Cut the figs like olive, and mix with salt and turmeric; steam the figs until the water is removed. Then pour a little oil in a wok and add ginger paste, green chilli paste and garam masala paste. After that add the figs and start cooking by adding some water in small amounts.

After cooking on a low heat for some time, pour in coconut milk. Keep it on low heat for a little longer with a lid and then take it off the stove.



Dumro refers to the ball like white part in a coconut. The dumro forms when the green young coconut starts maturing. In winter, you can find this being sold on the streets.

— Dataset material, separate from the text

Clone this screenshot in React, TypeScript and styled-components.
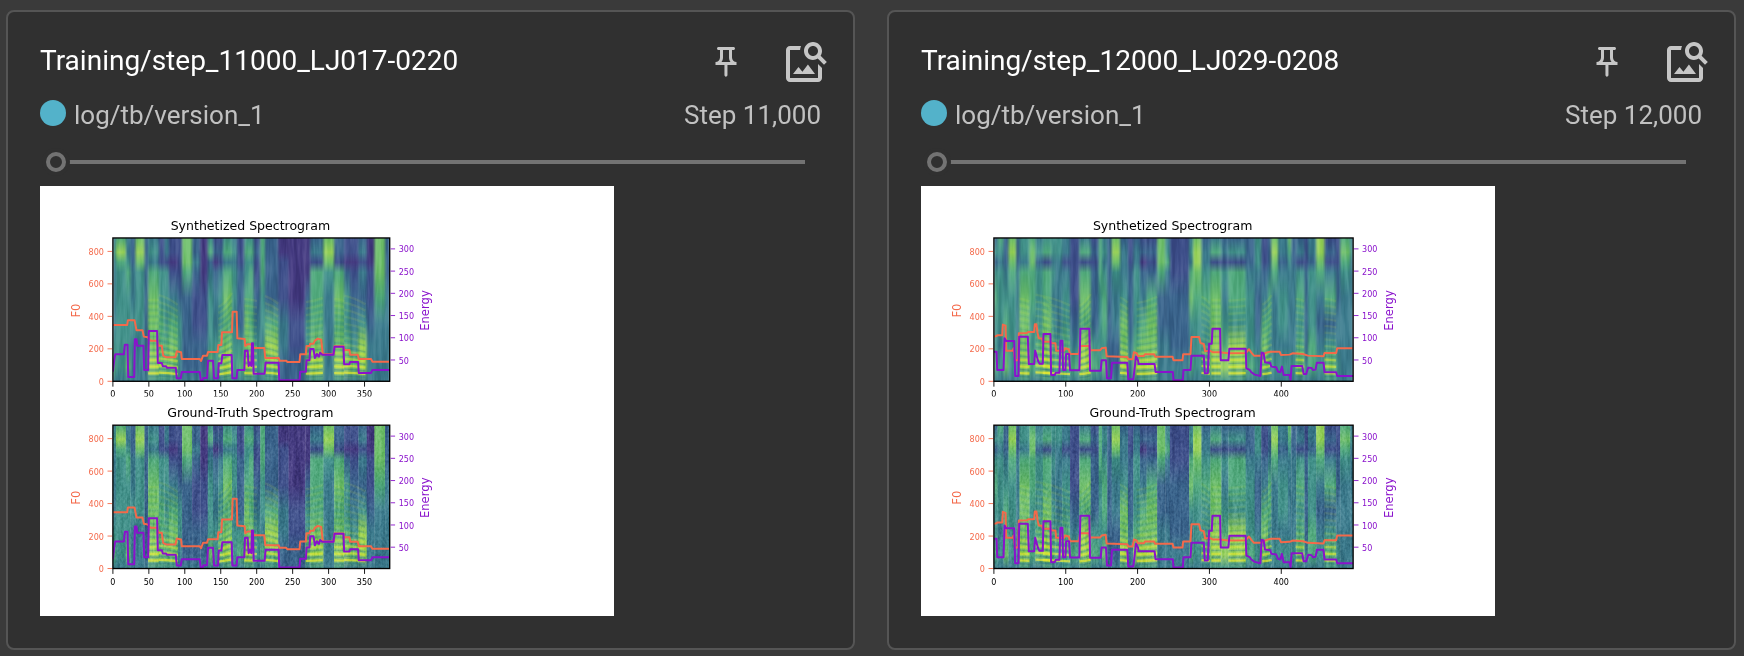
import React, { useId } from "react";
import styled, { createGlobalStyle } from "styled-components";

const GlobalStyle = createGlobalStyle`
  *, *::before, *::after { box-sizing: border-box; }
  body { margin: 0; background: #3a3a3a; font-family: Roboto, "Liberation Sans", sans-serif; }
`;

const Board = styled.main`
  display: grid;
  grid-template-columns: repeat(2, minmax(0, 1fr));
  gap: 32px;
  padding: 10px 8px 6px 6px;
`;

const Card = styled.article`
  padding: 26px 0 32px;
  background: #303030;
  border: 2px solid #555555;
  border-radius: 8px;
`;

const CardHeader = styled.header`
  display: flex;
  align-items: center;
  padding: 0 7px 0 32px;
`;

const Title = styled.h2`
  flex: 1;
  margin: 0;
  padding-bottom: 2px;
  color: #ffffff;
  font-size: 28px;
  font-weight: 400;
  line-height: 32px;
`;

const IconButton = styled.button`
  display: flex;
  align-items: center;
  justify-content: center;
  width: 80px;
  height: 48px;
  padding: 0;
  border: 0;
  background: none;
  color: #c6c6c6;
  cursor: pointer;
`;

const Icon = styled.svg<{ $size: number }>`
  width: ${(p) => p.$size}px;
  height: ${(p) => p.$size}px;
  fill: currentColor;
`;

const RunRow = styled.div`
  display: flex;
  align-items: flex-start;
  gap: 8px;
  margin-top: 14px;
  padding: 0 32px;
  color: #c1c1c1;
  font-size: 26px;
  line-height: 30px;
`;

const RunDot = styled.span<{ $color: string }>`
  width: 26px;
  height: 26px;
  border-radius: 50%;
  background: ${(p) => p.$color};
`;

const RunName = styled.span`
  flex: 1;
`;

const StepSlider = styled.input`
  appearance: none;
  display: block;
  width: calc(100% - 86px);
  height: 20px;
  margin: 22px 48px 0 38px;
  background: none;
  cursor: pointer;

  &::-webkit-slider-runnable-track {
    height: 4px;
    background: #737373;
  }

  &::-webkit-slider-thumb {
    appearance: none;
    width: 20px;
    height: 20px;
    margin-top: -8px;
    border: 4px solid #737373;
    border-radius: 50%;
    background: #303030;
    box-shadow: 0 0 0 4px #303030;
  }
`;

const Figure = styled.figure`
  margin: 14px 32px 0;
`;

const Plot = styled.svg`
  display: block;
  max-width: 100%;
  background: #ffffff;
  font-family: "DejaVu Sans", sans-serif;
`;

type Point = [number, number];
type Band = [number, string];
type Voice = [number, number, number];

interface Sample {
  title: string;
  step: string;
  span: number;
  origin: number;
  frames: number;
  xTicks: number[];
  bands: Band[];
  voices: Voice[];
  f0: Point[];
  energy: Point[];
}

const RAMP = ["#46206e", "#443a80", "#3e4f8a", "#3a648c", "#3b7a8c", "#42918a", "#52aa7e", "#70bf6c", "#98d15a", "#dfe23c"];
const STOPS = [0, 10, 17, 24, 42, 60, 75, 90, 100];

const pairs = (s: string): Point[] =>
  s.trim().split(/\s+/).map((p) => p.split(",").map(Number) as Point);

/* Each band: its left edge and its intensity at the nine heights in STOPS, top to bottom. */
const samples: Sample[] = [
  {
    title: "Training/step_11000_LJ017-0220",
    step: "Step 11,000",
    span: 832,
    origin: 217,
    frames: 385,
    xTicks: [0, 50, 100, 150, 200, 250, 300, 350],
    bands: [
      [217, "454444564"], [226, "686555554"], [256, "445655574"], [270, "333445444"], [285, "787555444"],
      [312, "333333334"], [323, "454677785"], [355, "222556675"], [372, "442555675"], [385, "221246775"],
      [412, "222235544"], [425, "777633334"], [455, "334322334"], [480, "111122334"], [502, "563455574"],
      [518, "231344554"], [534, "232455674"], [548, "564676785"], [575, "454554554"], [590, "222333564"],
      [612, "565567785"], [626, "565666785"], [640, "232234554"], [660, "666655464"], [674, "333336875"],
      [714, "112224433"], [745, "111112233"], [795, "111135574"], [810, "342666785"], [850, "787544444"],
      [882, "332676785"], [912, "221355684"], [930, "221234574"], [955, "342435884"], [980, "111223444"],
      [1003, "777764444"], [1035, "333344444"],
    ],
    voices: [
      [323, 355, 0], [355, 412, 18], [534, 575, -26], [612, 650, 4], [674, 714, 14],
      [797, 848, -8], [882, 912, 3], [912, 976, 16],
    ],
    f0: pairs(`217,435 260,435 262,421 282,421 288,451 306,451 310,470 322,472 330,482 350,482 353,497 364,497
      368,527 378,532 405,532 409,514 422,517 424,537 478,537 482,543 488,527 500,527 503,516 532,516 534,495
      543,495 545,457 575,457 577,395 589,395 591,475 613,477 615,498 622,493 632,493 640,504 672,504 675,534
      715,534 718,542 738,542 741,546 778,546 780,523 797,523 799,498 808,498 810,491 820,491 824,482 833,476
      843,479 848,523 880,523 883,499 910,499 912,510 928,510 930,524 953,524 956,537 993,537 997,545 1049,545`),
    energy: pairs(`217,575 221,540 224,523 250,523 253,494 261,494 263,591 281,591 283,478 288,478 290,497 309,497
      311,570 323,570 325,453 350,453 352,549 364,549 367,559 377,559 379,563 406,563 409,595 421,595 424,576
      478,576 481,601 487,601 489,594 500,594 503,542 518,542 521,595 533,595 535,550 543,550 546,525 574,525
      576,595 589,595 591,570 612,570 614,512 622,512 625,558 629,548 633,558 635,490 638,490 640,581 673,581
      676,548 715,548 717,600 778,601 780,575 797,575 799,541 808,541 810,507 820,507 824,534 830,522 836,530
      840,518 846,524 880,524 883,500 910,500 912,553 928,553 930,546 954,546 956,579 993,579 997,570 1049,570`),
  },
  {
    title: "Training/step_12000_LJ029-0208",
    step: "Step 12,000",
    span: 1080,
    origin: 101,
    frames: 500,
    xTicks: [0, 100, 200, 300, 400],
    bands: [
      [101, "353565564"], [112, "654555454"], [130, "333456674"], [145, "787655554"], [168, "333444444"],
      [178, "554677785"], [208, "677665564"], [226, "453555674"], [248, "562667785"], [274, "554545564"],
      [286, "554444564"], [306, "442455665"], [330, "222223464"], [358, "462676885"], [392, "232333564"],
      [416, "666655554"], [426, "454566574"], [442, "333333334"], [455, "787544334"], [480, "344457785"],
      [504, "222333444"], [520, "344555684"], [540, "231346785"], [560, "232367785"], [592, "777633444"],
      [616, "456433444"], [630, "222233344"], [688, "454675464"], [700, "788765554"], [725, "344565564"],
      [752, "462677885"], [785, "342545685"], [806, "352665885"], [858, "333455564"], [885, "555433454"],
      [905, "222346774"], [925, "333466564"], [935, "787644454"], [955, "443455454"], [985, "765444454"],
      [995, "333444454"], [1010, "342565674"], [1035, "222333344"], [1045, "443555664"], [1070, "887643454"],
      [1095, "232463575"], [1130, "222334454"], [1142, "676544444"], [1172, "454444444"],
    ],
    voices: [
      [178, 208, 5], [248, 274, 10], [226, 330, 20], [358, 392, -22], [480, 504, 10], [530, 592, -12],
      [725, 750, 12], [755, 783, 0], [806, 858, -3], [908, 936, -18], [1008, 1034, 4], [1095, 1130, 4],
    ],
    f0: pairs(`101,470 109,468 111,466 126,466 128,434 136,437 138,512 158,512 160,505 165,541 174,541 176,460
      200,459 204,456 222,456 224,433 229,433 232,458 236,475 246,476 248,485 272,485 275,490 286,490 288,512
      312,512 315,505 326,508 330,522 357,522 360,498 387,498 390,511 420,511 425,505 437,503 440,529 502,531
      505,538 518,538 522,517 530,520 534,528 552,528 555,523 583,523 586,530 638,530 641,541 668,541 670,523
      692,523 695,471 718,471 722,489 732,492 736,514 750,512 760,517 780,517 806,520 858,519 868,508 875,518
      883,527 904,527 920,518 932,515 960,515 964,525 990,524 1000,520 1030,522 1045,527 1092,529 1095,519
      1130,519 1133,505 1181,505`),
    energy: pairs(`101,515 109,515 111,570 130,570 133,475 138,483 162,483 165,588 175,588 177,470 203,470 206,552
      222,552 225,512 234,543 238,551 248,551 250,462 271,462 273,585 284,585 287,578 298,578 301,482 307,482
      309,570 316,570 318,522 327,522 330,571 358,571 361,446 388,446 390,572 422,572 425,541 438,541 441,595
      453,595 456,548 502,548 505,598 520,598 523,575 528,530 534,540 536,552 584,552 587,576 639,576 641,601
      669,601 671,570 692,570 695,527 732,527 735,580 744,580 748,491 756,491 758,446 781,446 783,541 806,541
      809,506 858,506 860,565 870,570 875,577 885,584 902,588 906,518 912,520 916,547 932,549 935,560 950,562
      955,575 962,577 967,560 972,585 990,585 993,600 996,558 1028,558 1032,582 1040,582 1046,563 1056,564
      1060,570 1068,569 1072,548 1092,548 1095,577 1130,577 1133,588 1181,588`),
  },
];

const PLOT_TOP = 174;
const PLOT_HEIGHT = 430;
const F0_TICKS = [0, 200, 400, 600, 800];
const ENERGY_TICKS = [50, 100, 150, 200, 250, 300];
const ORANGE = "#f4694a";
const PURPLE = "#8a12cc";

interface ChartProps {
  sample: Sample;
  title: string;
  top: number;
  grainy?: boolean;
}

function Spectrogram({ sample, title, top, grainy = false }: ChartProps) {
  const id = useId().replace(/[^a-zA-Z0-9]/g, "");
  const { bands, voices, origin, span } = sample;
  const left = 81;
  const width = Math.round(span * 0.3717);
  const height = 160;
  const bottom = top + height;
  const end = origin + span;
  const right = left + width;
  const line = (pts: Point[]) => pts.map((p) => p.join(",")).join(" ");

  return (
    <g>
      <defs>
        {bands.map(([x, levels]) => (
          <linearGradient key={x} id={`${id}b${x}`} x1="0" y1="0" x2="0" y2="1">
            {STOPS.map((offset, i) => (
              <stop key={offset} offset={`${offset}%`} stopColor={RAMP[Number(levels[i])]} />
            ))}
          </linearGradient>
        ))}
        <filter id={`${id}soft`} x="0" y="0" width="1" height="1" colorInterpolationFilters="sRGB">
          <feGaussianBlur stdDeviation={grainy ? "2 1" : "3 2"} edgeMode="duplicate" />
        </filter>
        <filter id={`${id}streak`} x="0" y="0" width="1" height="1" colorInterpolationFilters="sRGB">
          <feTurbulence type="fractalNoise" baseFrequency="0.08 0.008" numOctaves="3" seed={span} />
          <feColorMatrix values="2.4 0 0 0 -0.7  2.4 0 0 0 -0.7  2.4 0 0 0 -0.7  0 0 0 0 1" />
        </filter>
        <filter id={`${id}grain`} x="0" y="0" width="1" height="1" colorInterpolationFilters="sRGB">
          <feTurbulence type="fractalNoise" baseFrequency="0.16 0.1" numOctaves="2" seed={span + 1} />
          <feColorMatrix values="1.8 0 0 0 -0.4  1.8 0 0 0 -0.4  1.8 0 0 0 -0.4  0 0 0 0 1" />
        </filter>
      </defs>
      <text x={left + width / 2 - 1} y={top - 9} fontSize="14" textAnchor="middle">{title}</text>
      <svg x={left} y={top} width={width} height={height} viewBox={`${origin} ${PLOT_TOP} ${span} ${PLOT_HEIGHT}`} preserveAspectRatio="none">
        <g filter={`url(#${id}soft)`}>
          {bands.map(([x], i) => (
            <rect
              key={x}
              x={x}
              y={PLOT_TOP}
              width={(bands[i + 1]?.[0] ?? end) - x + 1}
              height={PLOT_HEIGHT}
              fill={`url(#${id}b${x})`}
            />
          ))}
        </g>
        {voices.map(([a, b, drop]) =>
          Array.from({ length: 12 }, (_, k) => {
            const y = 600 - (k + 1) * 20;
            const bend = (drop * (k + 2)) / 8;
            const mid = (a + b) / 2;
            const d = `M${a} ${y - bend / 2}Q${mid} ${y - bend / 4} ${b} ${y + bend / 2}`;
            return (
              <g key={`${a}-${k}`} fill="none">
                <path d={d} stroke="#e4e833" strokeWidth="7" opacity={Math.max(0.1, 0.75 - k * 0.14)} />
                <path d={d} transform="translate(0 10)" stroke="#2f7f88" strokeWidth="5" opacity={Math.max(0.12, 0.5 - k * 0.05)} />
              </g>
            );
          }),
        )}
        <rect x={origin} y={PLOT_TOP} width={span} height={PLOT_HEIGHT} filter={`url(#${id}streak)`} opacity="0.2" style={{ mixBlendMode: "soft-light" }} />
        {grainy && (
          <rect x={origin} y={PLOT_TOP} width={span} height={PLOT_HEIGHT} filter={`url(#${id}grain)`} opacity="0.22" style={{ mixBlendMode: "soft-light" }} />
        )}
        <g fill="none" strokeLinejoin="round">
          <polyline points={line(sample.f0)} stroke={ORANGE} strokeWidth="6" />
          <polyline points={line(sample.energy)} stroke={PURPLE} strokeWidth="6" />
        </g>
      </svg>
      <rect x={left} y={top} width={width} height={height} fill="none" stroke="#000000" strokeWidth="1.5" />
      <g fontFamily="DejaVu Sans Condensed, DejaVu Sans, sans-serif" fontSize="10">
        {F0_TICKS.map((v) => {
          const y = bottom - (v * 145) / 800;
          return (
            <g key={v} fill={ORANGE}>
              <path d={`M${left - 6} ${y}H${left - 1}`} stroke={ORANGE} />
              <text x={left - 10} y={y + 4} textAnchor="end">{v}</text>
            </g>
          );
        })}
        {ENERGY_TICKS.map((v) => {
          const y = bottom + 1 - (v * 124) / 250;
          return (
            <g key={v} fill={PURPLE}>
              <path d={`M${right + 1} ${y}H${right + 6}`} stroke={PURPLE} />
              <text x={right + 10} y={y + 4}>{v}</text>
            </g>
          );
        })}
        {sample.xTicks.map((v) => {
          const x = left + (v * width) / sample.frames;
          return (
            <g key={v}>
              <path d={`M${x} ${bottom}V${bottom + 6}`} stroke="#000000" />
              <text x={x} y={bottom + 18} textAnchor="middle">{v}</text>
            </g>
          );
        })}
      </g>
      <text transform={`translate(44 ${top + 81}) rotate(-90)`} fontSize="13" textAnchor="middle" fill={ORANGE}>F0</text>
      <text transform={`translate(${right + 44} ${top + 81}) rotate(-90)`} fontSize="13" textAnchor="middle" fill={PURPLE}>Energy</text>
    </g>
  );
}

function ImageCard({ sample }: { sample: Sample }) {
  return (
    <Card>
      <CardHeader>
        <Title>{sample.title}</Title>
        <IconButton type="button" aria-label="Pin card">
          <Icon $size={36} viewBox="0 0 24 24" aria-hidden="true">
            <path d="M14 4v5c0 1.12.37 2.16 1 3H9c.65-.86 1-1.9 1-3V4h4m3-2H7c-.55 0-1 .45-1 1s.45 1 1 1h1v5c0 1.66-1.34 3-3 3v2h5.97v7l1 1 1-1v-7H19v-2c-1.66 0-3-1.34-3-3V4h1c.55 0 1-.45 1-1s-.45-1-1-1z" />
          </Icon>
        </IconButton>
        <IconButton type="button" aria-label="Toggle actual image size">
          <Icon $size={48} viewBox="0 0 24 24" aria-hidden="true">
            <path d="M18 13v7H4V6h5.02c.05-.71.22-1.38.48-2H4c-1.1 0-2 .9-2 2v14c0 1.1.9 2 2 2h14c1.1 0 2-.9 2-2v-5l-2-2zm-1.5 5h-11l2.75-3.53 1.96 2.36 2.75-3.54zm2.8-9.11c.44-.7.7-1.51.7-2.39C20 4.01 17.99 2 15.5 2S11 4.01 11 6.5s2.01 4.5 4.49 4.5c.88 0 1.7-.26 2.39-.7L21 13.42 22.42 12 19.3 8.89zM15.5 9C14.12 9 13 7.88 13 6.5S14.12 4 15.5 4 18 5.12 18 6.5 16.88 9 15.5 9z" />
          </Icon>
        </IconButton>
      </CardHeader>
      <RunRow>
        <RunDot $color="#53b2ca" />
        <RunName>log/tb/version_1</RunName>
        <span>{sample.step}</span>
      </RunRow>
      <StepSlider type="range" min={0} max={10} defaultValue={0} aria-label={`Step of ${sample.title}`} />
      <Figure>
        <Plot width="574" height="430" viewBox="0 0 640 480">
          <Spectrogram sample={sample} title="Synthetized Spectrogram" top={58} />
          <rect x="60" y="235" width="440" height="8" fill="#ffffff" />
          <Spectrogram sample={sample} title="Ground-Truth Spectrogram" top={267} grainy />
        </Plot>
      </Figure>
    </Card>
  );
}

export default function App() {
  return (
    <>
      <GlobalStyle />
      <Board>
        {samples.map((sample) => (
          <ImageCard key={sample.title} sample={sample} />
        ))}
      </Board>
    </>
  );
}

Slice the dumro into long thin pieces. Cut the chicken into small pieces and cook with a bit of cumin, ground coriander seeds (dhoniya powder), garlic and ginger paste and green chilli paste. The amount of ginger and chillies need to be more than average, do not use turmeric. As the oil separates from the meat, add the dumro and stir. As the cooking ends, adding a bit of coconut milk will enhance the taste.



Make a paste of the upper portion of the taro (maan kochu), make paste of the coconut as well as mustard and green chilli. Mix everything together with salt and make the bhorta.

According to folklore, the tamarind (tetul) tree is usually haunted by ghosts! But that does not make the tamarind leaves any less flavourful. It tastes unparalleled as a bhorta. The preparation is easy, although getting the leaves may prove difficult.

The tamarind leaves have to be dry grilled in a wok. Then wash them and make a paste with garlic, onion and green chillies. Mix it with mustard oil to finish making this tasty bhorta.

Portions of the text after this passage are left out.